There must be other reasons aside this; how about: In our youth, we viewed adulthood as a large bulk of grey in the far away horizon. Please contest that. (It is unwise to make a generalisation out of a particular and subjective experience, but I don’t like the unpoetic method used by sociologists with their charts on clipboards.) And this: there was a great divide between youth and grown ups. Adults were perceived almost as a different species, like zombies are a different species. Especially that friend of our parents wearing a v necked sweater. We don’t feel like adults because the term has been corrupted by our experience of them? Is it the memory of the staleness of adulthood that has made us weary of the word adult? A rancid funk, an anger-sprinkled vanilla dread ice-cream by the carousel in the park. 

So we skipped passed early marriage, but along the way, we found a different set of problems. Most of us can at least tick one box in this set—again, boxes which queer people have graciously ticked for generations: feeling like a rebel; an outsider; invalidated; under-represented; lost; immature; childlike. This is a set of feelings that might arise in us like ghosts from a dead time, feelings of opposition to a shadow of a scheme. Let’s call this set the forever Non-adult. It is ludicrous to feel this way, we say, so we crush it with self-empowerment. These feelings are weak and invisible, we say, but we long for validation. We are thirsty. Some of us are parched. We need our own customised rite of passage to become someone other than the version running on adulthood 1.0, we want to become a new kind of adult. 

The Peter Pan syndrome is common in Western cosmopolitan cities such as Berlin. Adulthood here is a mirage. But there is a cost to our way of being, something amiss felt at the height of oure abdomen. The need for the New Adult term came about after recognising a certain anxiety caused by the implausibility of adulthood, especially when we are still holding on to the established notion of what an adult is. 

The established notion describes an adult in different stages: young adult, middle adult, old adult. There are secular rites of passage between these stages. As Joseph Campbell said of the passage into old adult life: “As you pass from one stage to another, after middle age you move out of the sphere of achievement into the sphere of enjoyment, appreciation and relaxing into the wonder of it all.” His rite of passage in this case was retiring from teaching. As sound as these stages may be, they are no longer descriptive of actuality; the problem concerns a foundational theory of meaning. We haven’t had a proper rite of passage into adulthood—hence we still feel like children—and yet we are tagged as young or middle aged adults or even old adults. Many of us don’t have a job to retire from. When are we supposed to start enjoying and feeling appreciative? When can we relax? Can we relax?

The stage system is a ladder towards death, and mythology describes this ladder with rites of passage and the hero’s journey. It is an old system and it’s outdated. And perhaps it is because mythology is the thing that keeps us sane, educated and united, that we need a new mythology. One that represents our modern stage-less/ageless feelings and needs. Please think and propose a mythology. Perhaps one where the hero/ine goes through a rite of passage by jumping into a pool fully dressed? Are they at a pool party? 
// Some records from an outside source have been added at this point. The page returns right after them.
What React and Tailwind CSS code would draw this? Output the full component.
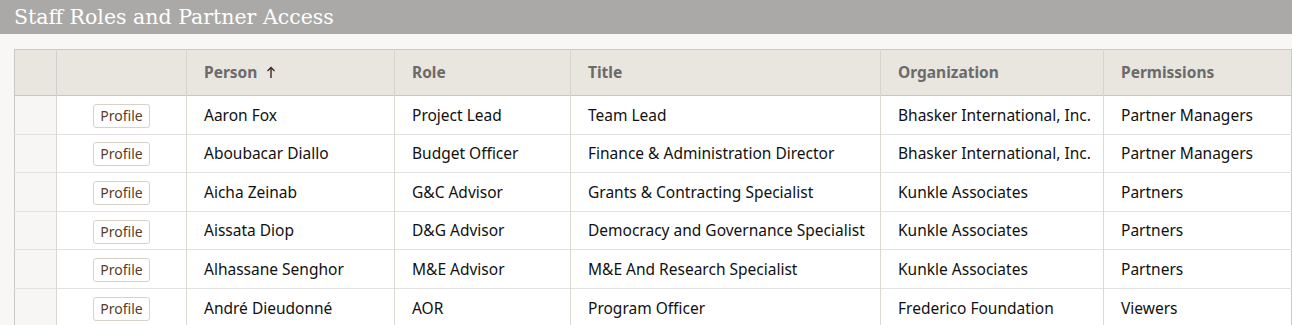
import React from 'react'

const ROWS = [
  { person: 'Aaron Fox', role: 'Project Lead', title: 'Team Lead', org: 'Bhasker International, Inc.', perm: 'Partner Managers' },
  { person: 'Aboubacar Diallo', role: 'Budget Officer', title: 'Finance & Administration Director', org: 'Bhasker International, Inc.', perm: 'Partner Managers' },
  { person: 'Aicha Zeinab', role: 'G&C Advisor', title: 'Grants & Contracting Specialist', org: 'Kunkle Associates', perm: 'Partners' },
  { person: 'Aissata Diop', role: 'D&G Advisor', title: 'Democracy and Governance Specialist', org: 'Kunkle Associates', perm: 'Partners' },
  { person: 'Alhassane Senghor', role: 'M&E Advisor', title: 'M&E And Research Specialist', org: 'Kunkle Associates', perm: 'Partners' },
  { person: 'André Dieudonné', role: 'AOR', title: 'Program Officer', org: 'Frederico Foundation', perm: 'Viewers' },
]

const COLS = [
  { key: 'person', label: 'Person', w: 'w-[208px]', sorted: true },
  { key: 'role', label: 'Role', w: 'w-[176px]' },
  { key: 'title', label: 'Title', w: 'w-[310px]' },
  { key: 'org', label: 'Organization', w: 'w-[223px]' },
  { key: 'perm', label: 'Permissions', w: '' },
]

function SortArrow() {
  return (
    <svg width="10" height="13" viewBox="0 0 10 13" className="inline-block ml-[9px] -mt-[3px]">
      <path d="M5 12V1.5M1.5 5L5 1.5L8.5 5" fill="none" stroke="#3b2a24" strokeWidth="1.4" />
    </svg>
  )
}

export default function App() {
  return (
    <div className="w-[1292px] h-[325px] overflow-hidden bg-[#f8f7f5]" style={{ fontFamily: '"Noto Sans", "Open Sans", sans-serif' }}>
      {/* Title bar */}
      <div className="h-[34px] bg-[#aaa9a7] flex items-center pl-[14px]">
        <h1 className="text-white text-[20.5px] leading-none" style={{ fontFamily: '"DejaVu Serif", "Liberation Serif", serif' }}>
          Staff Roles and Partner Access
        </h1>
      </div>

      <div className="pt-[15px] pl-[14px]">
        <table className="w-[1278px] table-fixed border-collapse border border-[#c9c9c9] text-[15.5px]">
          <colgroup>
            <col className="w-[42px]" />
            <col className="w-[130px]" />
            {COLS.map(c => <col key={c.key} className={c.w} />)}
          </colgroup>
          <thead>
            <tr className="h-[46px] bg-[#e9e5df] border-b border-[#c3c6cc]">
              <th className="border-r border-[#d2d0cc]"></th>
              <th className="border-r border-[#d8d3cb]"></th>
              {COLS.map(c => (
                <th key={c.key} className="text-left font-bold text-[#6b6b6b] pl-[17px] border-r border-[#d8d3cb] last:border-r-0">
                  {c.label}
                  {c.sorted && <SortArrow />}
                </th>
              ))}
            </tr>
          </thead>
          <tbody>
            {ROWS.map(r => (
              <tr key={r.person} className="h-[38.6px] border-b border-[#e2e2e2]">
                <td className="bg-[#f7f6f4] border-r border-[#d8d8d8]"></td>
                <td className="bg-white text-center border-r border-[#ddd8d0] pt-[2px]">
                  <button className="h-[24px] px-[6px] text-[14px] leading-none text-[#5b3b2b] bg-white border border-[#d9d2c6] rounded-[3px]">
                    Profile
                  </button>
                </td>
                {COLS.map(c => (
                  <td key={c.key} className="bg-white text-[#111] pl-[17px] pt-[1px] border-r border-[#ddd8d0] last:border-r-0 whitespace-nowrap">
                    {r[c.key]}
                  </td>
                ))}
              </tr>
            ))}
          </tbody>
        </table>
      </div>
    </div>
  )
}
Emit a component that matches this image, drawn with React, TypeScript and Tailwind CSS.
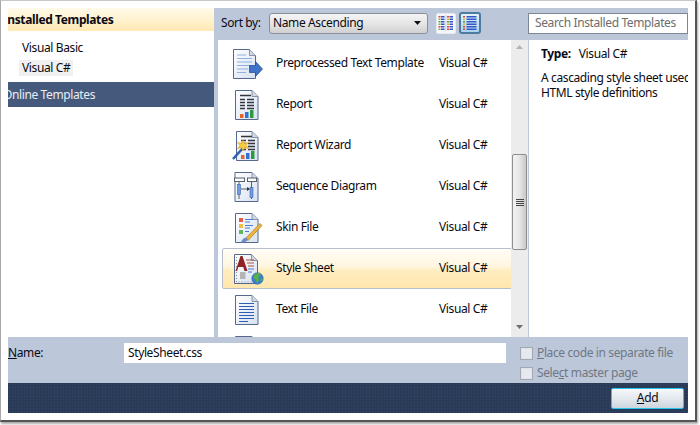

We want to continue being ageless children but we also want to strive and we do want to achieve something and feel plenitude. Do we need validation of our being, our style and practice? A rite of validation? Someone or something that tells us it’s ok, we are childlike and we can procure a life for ourselves and others. A rite of validation, a sort of graduation or Bar-Mitzvah for all.

A new adult is ageless, a child at heart, a person filled with natural integrity, someone who jumps into the pool early in their youth and emerges with the desire to enjoy the fruits of old age now, not later in life. This lack of patience is very childlike and modern. These fruits being what Joseph Conrad described as “the wonder of it all”. It is a person who foresees their journey from a state of knowing to a state of being. Regardless of achievements and whatever sketchy existence they may fall in and out of, a new adult is an old wise blood looking to share and maintain their plenitude. The ceremony is a validation of this wish and of ourselves as legitimate and functional people.